Table 3. Simulation parameters.

Parameter	Selection	Parameter	Selection
PV module	JLS60P240W	R	10%Pmpp
Ns × Np	12 × 7	Pmpp	20 kW
Pdeload	18 kW	Dp	10,000/2 pi

.

• System frequency rise

The simulation time is 1.5 s, and the system frequency does not change from 0 to 0.7 s. At 0.7 s, the power system has the problem of excess power, which leads to the sudden change of the system frequency from 50 Hz to 50.3 Hz, and it returns to normal at 1.3 s. The frequency variation of the system is shown in Figure 7a. Because of the inertia, the rise curve of the system frequency is smoother. Equation (7) shows that when the system frequency increases, the reserve power rises to 5 kW, and the reserve rate increases to 25% as calculated by Equation (8), and as shown in Figure 7b. The active power of PV output is further reduced to 15 kW, as shown in Figure 7c, and the output voltage and current of the inverter are shown in Figure 7d. The results are in agreement with those of the formulas of Equations (7) and (8). The whole response process essentially maintains power system stability by abandoning a part of PV energy.

• System Frequency Drop in a Small Range

The simulation parameter setting and the initial reserved power amount are the same as above. When the system loses part of the external power due to generator failure at 0.7 s, the system frequency is reduced from 50 to 49.9 Hz, and it returns to normal at 1.3 s, as shown in Figure 8a. When the system frequency drop is detected, the PV system needs to release a part of the reserve active power. According to Equations (7) and (8), the standby rate reference value needs to be changed from 10 to 5%, as shown in Figure 8b. During the frequency drop, a part of the active power is released by the reduction of the reserve ratio to participate in the primary frequency response of the power grid, and the output power is as shown in Figure 8c, and Figure 8d shows the output voltage and current of the inverter.

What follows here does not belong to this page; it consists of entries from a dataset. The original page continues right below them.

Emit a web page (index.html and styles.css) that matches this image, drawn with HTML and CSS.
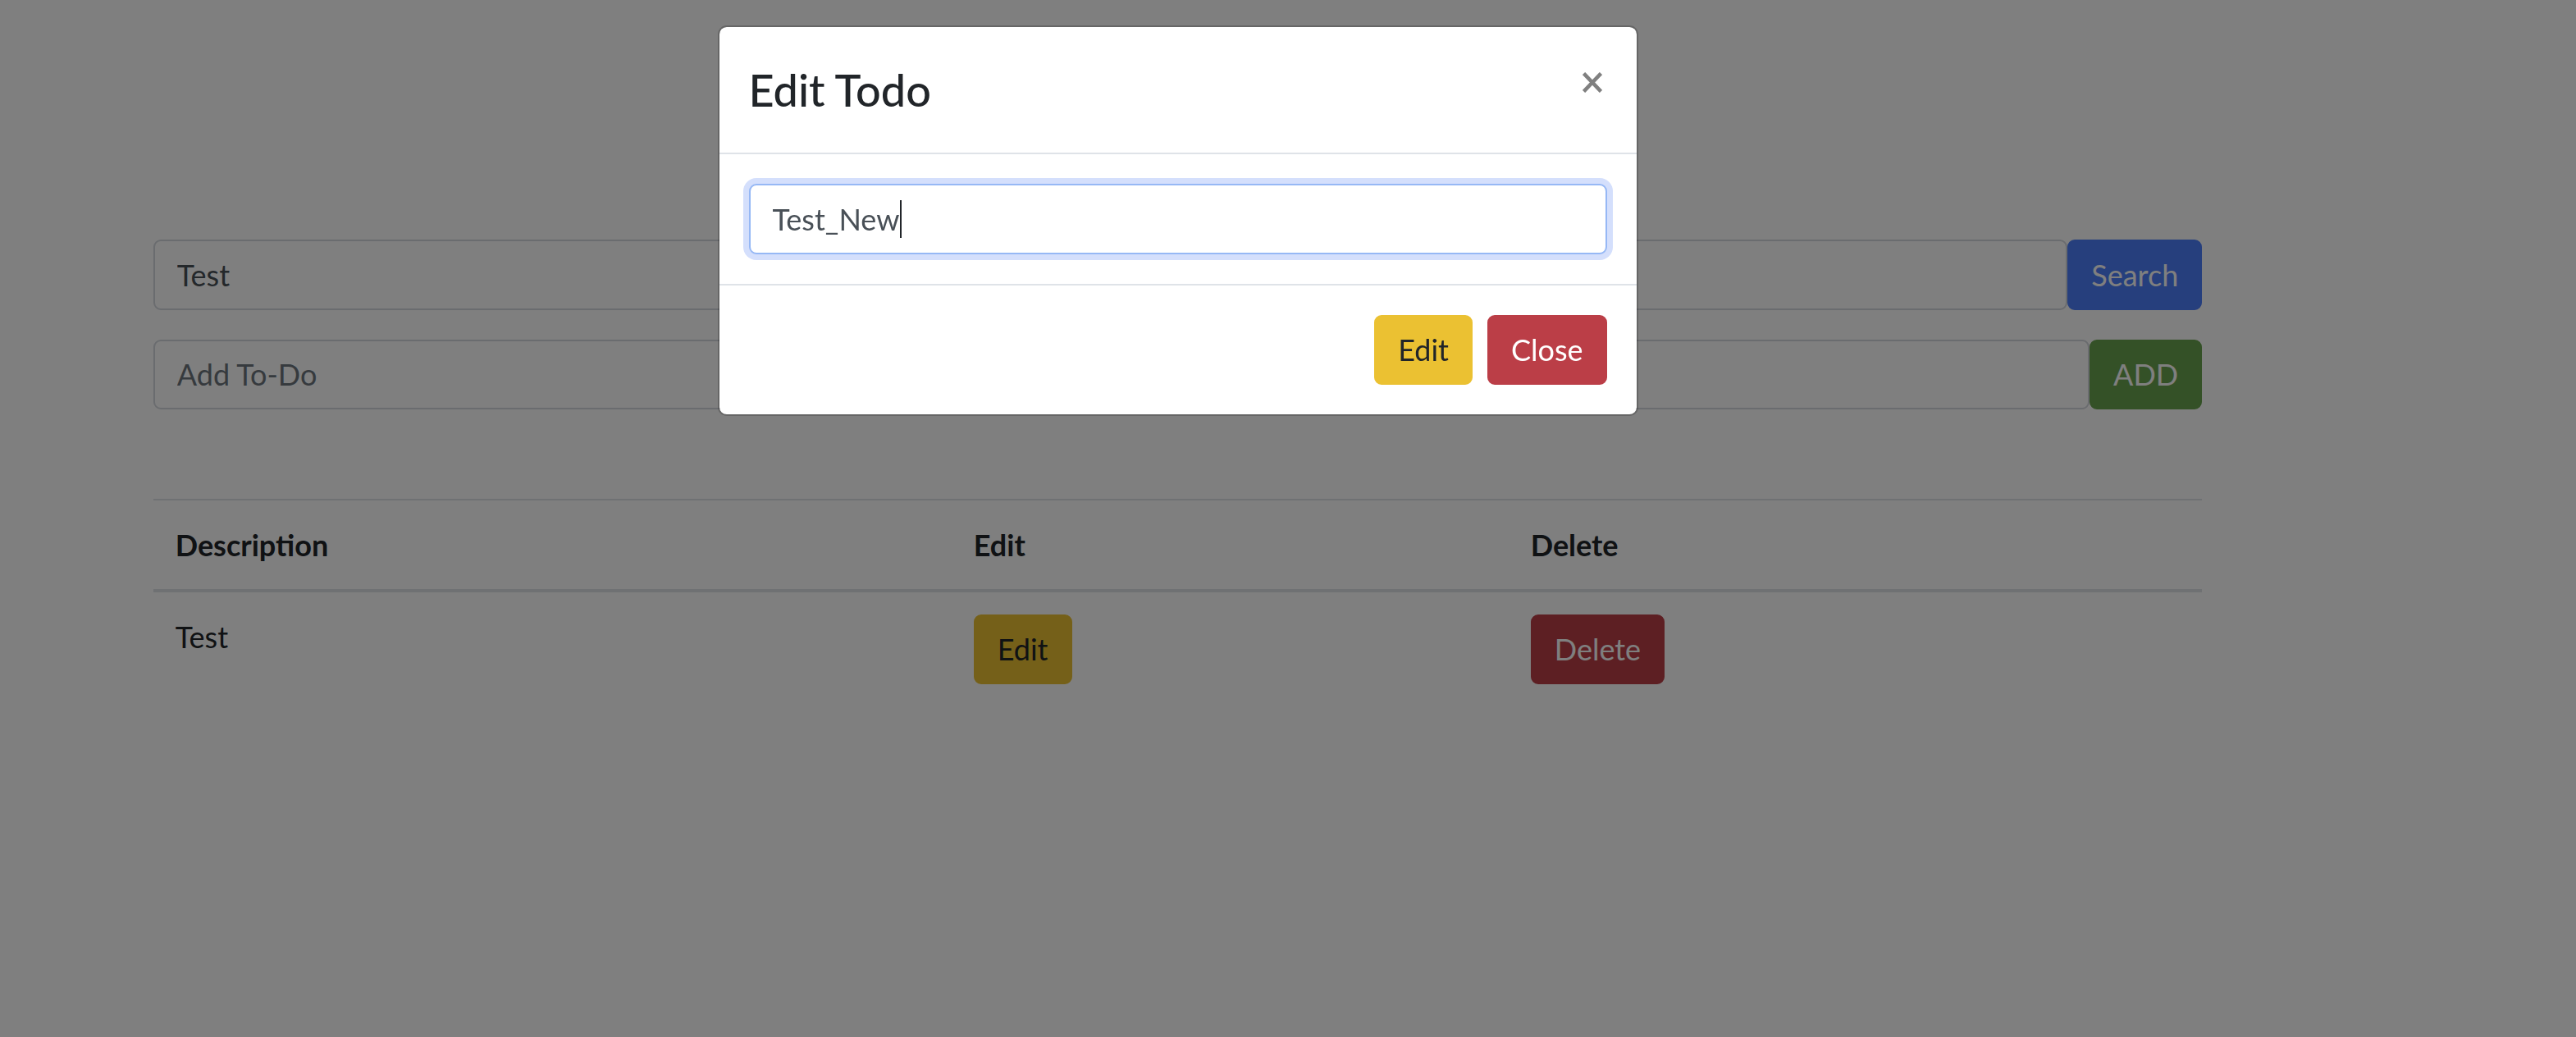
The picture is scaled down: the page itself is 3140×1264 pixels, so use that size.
FILE: index.html
```html
<!DOCTYPE html>
<html lang="en">
<head>
<meta charset="utf-8">
<title>Todo</title>
<link rel="stylesheet" href="styles.css">
</head>
<body>
<div class="page">
  <div class="container">
    <form class="form-row">
      <input class="form-control" type="text" value="Test">
      <button type="button" class="btn btn-primary">Search</button>
    </form>
    <form class="form-row">
      <input class="form-control" type="text" placeholder="Add To-Do">
      <button type="button" class="btn btn-success">ADD</button>
    </form>
    <table class="table">
      <thead>
        <tr>
          <th class="col-desc">Description</th>
          <th class="col-edit">Edit</th>
          <th class="col-del">Delete</th>
        </tr>
      </thead>
      <tbody>
        <tr>
          <td>Test</td>
          <td><button type="button" class="btn btn-warning">Edit</button></td>
          <td><button type="button" class="btn btn-danger">Delete</button></td>
        </tr>
      </tbody>
    </table>
  </div>
</div>

<div class="modal-backdrop"></div>

<div class="modal">
  <div class="modal-dialog">
    <div class="modal-content">
      <div class="modal-header">
        <h4 class="modal-title">Edit Todo</h4>
        <button type="button" class="close" aria-label="Close">
          <svg width="24" height="25" viewBox="0 0 24 25" aria-hidden="true"><path d="M1.5 1.5 L22.5 23.5 M22.5 1.5 L1.5 23.5" stroke="#808080" stroke-width="4.6" fill="none"/></svg>
        </button>
      </div>
      <div class="modal-body">
        <div class="form-control focused">Test_New<span class="caret"></span></div>
      </div>
      <div class="modal-footer">
        <button type="button" class="btn btn-warning">Edit</button>
        <button type="button" class="btn btn-danger">Close</button>
      </div>
    </div>
  </div>
</div>
</body>
</html>
```
FILE: styles.css
```css
html, body {
  margin: 0;
  padding: 0;
  background: #fff;
}

body {
  font-family: Lato, "Open Sans", sans-serif;
  font-size: 36px;
  line-height: 54px;
  color: #212529;
  width: 3140px;
  height: 1264px;
  overflow: hidden;
}

.page {
  width: 2871px;
  padding-top: 292px;
}

.container {
  max-width: 2565px;
  margin: 0 auto;
  padding: 0 33.75px;
  box-sizing: border-box;
}

.form-row {
  display: flex;
  margin: 0 0 36px 0;
}

.form-control {
  display: block;
  flex: 1;
  box-sizing: border-box;
  height: 85.5px;
  padding: 13.5px 27px;
  font-family: inherit;
  font-size: 36px;
  line-height: 54px;
  color: #495057;
  background: #fff;
  border: 2.25px solid #d5d8de;
  border-radius: 9px;
  outline: none;
  min-width: 0;
}

.form-control::placeholder {
  color: #6c757d;
}

.btn {
  display: inline-block;
  box-sizing: border-box;
  height: 85.5px;
  padding: 13.5px 27px;
  font-family: inherit;
  font-size: 36px;
  line-height: 54px;
  font-weight: 400;
  border: 2.25px solid transparent;
  border-radius: 9px;
  cursor: pointer;
}

.btn-primary { background: #4c7efa; border-color: #4c7efa; color: #fff; }
.btn-success { background: #68a24e; border-color: #68a24e; color: #fff; }
.btn-warning { background: #ebc132; border-color: #ebc132; color: #212529; }
.btn-danger  { background: #bb3e47; border-color: #bb3e47; color: #fff; }

.table {
  width: 100%;
  margin-top: 108.5px;
  border-collapse: collapse;
  color: #212529;
}

.table th,
.table td {
  padding: 27px;
  text-align: left;
  vertical-align: top;
  border-top: 2.25px solid #dee2e6;
}

.table thead th {
  vertical-align: bottom;
  font-weight: 700;
  border-bottom: 4.5px solid #dee2e6;
}

.col-desc { width: 973px; box-sizing: border-box; }
.col-edit { width: 679px; box-sizing: border-box; }
.col-del  { box-sizing: border-box; }

.modal-backdrop {
  position: fixed;
  top: 0;
  left: 0;
  right: 0;
  bottom: 0;
  background: #000;
  opacity: 0.5;
  z-index: 10;
}

.modal {
  position: fixed;
  top: 0;
  left: 0;
  width: 2871px;
  height: 100%;
  z-index: 20;
}

.modal-dialog {
  width: 1122px;
  margin: 31px auto 0;
}

.modal-content {
  background: #fff;
  border: 2.25px solid rgba(0, 0, 0, 0.2);
  border-radius: 10.8px;
  background-clip: padding-box;
}

.modal-header {
  display: flex;
  align-items: flex-start;
  justify-content: space-between;
  padding: 36px;
  border-bottom: 2.25px solid #dfe3e8;
}

.modal-title {
  margin: 0;
  font-size: 54px;
  line-height: 81px;
  font-weight: 500;
  color: #212529;
}

.close {
  margin: 19px 6px 0 auto;
  padding: 0;
  border: 0;
  background: transparent;
  line-height: 0;
  cursor: pointer;
}

.modal-body {
  padding: 36px;
}

.form-control.focused {
  flex: none;
  width: 100%;
  border-color: #96b8f5;
  box-shadow: 0 0 0 7px #d4dffc;
  white-space: nowrap;
}

.caret {
  display: inline-block;
  width: 2px;
  height: 46px;
  margin-left: 1px;
  vertical-align: -9px;
  background: #212529;
}

.modal-footer {
  display: flex;
  justify-content: flex-end;
  align-items: center;
  padding: 27px;
  border-top: 2.25px solid #dfe3e8;
}

.modal-footer .btn {
  margin: 9px;
}
```
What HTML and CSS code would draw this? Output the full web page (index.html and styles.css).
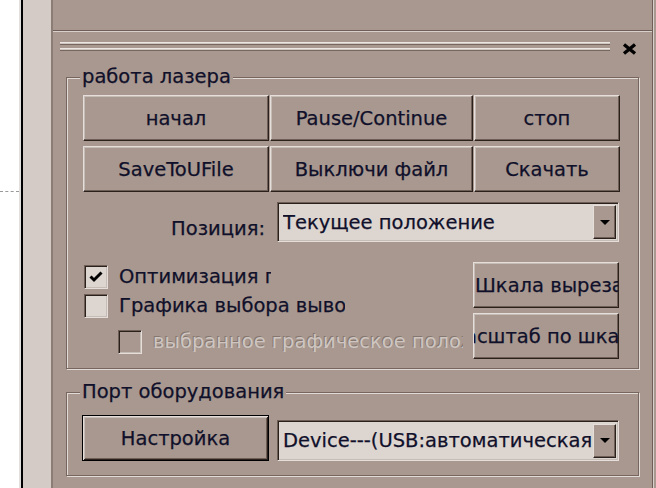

• Serious Decrease of System Frequency

The initial parameters of the simulation are the same as above. When the large load is suddenly cut in 0.7–1.3 s, the system frequency is reduced from 50 to 49.7 Hz. According to the setting, the PV system reduces the reserve ratio and increases the active output. Due to the limited active reserve of the PV system, the frequency response will be limited. Equation (7) shows that when the frequency drops by more than 0.2 Hz, the PV system will release all reserve power. Therefore, under this condition, the PV system reserve ratio is changed from 10 to 0%, all the active reserve is released, and the grid is integrated into the grid in MPPT mode. The simulation diagram is shown in Figure 9a–d. It can be seen that the frequency modulation effect of the PV-ESSs-VSG system in reference [13] can be achieved without external ESSs, and the active power support time provided is longer.

6. Conclusions

Aiming at the problem that the traditional PV-VSG technology relies on external ESSs, which leads to a large increase in the cost of large-scale PV-PPs construction and limits its application in engineering, this paper puts forward PV-PRC-VSG technology. Boosting the converter realizes the active reserve of the PV system, power output can be adjusted to realize the independent frequency modulation of PV system, and DC/AC inverter to achieve power conversion, and reactive power control. The PV system participates in the frequency response of the power system. Through the analysis and experimental verification, the following conclusions are drawn:

• The PRC method of the PV system in this paper can work in MPPT and PRC modes in a time-sharing manner according to actual needs and does not need to switch the control strategy;
• Considering the efficient and safe operation of the inverters, it is determined that the voltage operating point in PV-PRC mode should be on the right side of $V_{\mathrm{mpp}}$, and the reserve rate should be 10% considering the abandonment of PV energy and frequency modulation ability of the participating system;
• The proposed PV-PRC-VSG control strategy can actively participate in the frequency response of the power system without additional ESSs. It also has a longer power support time, but it is also constrained by the reserve power capacity.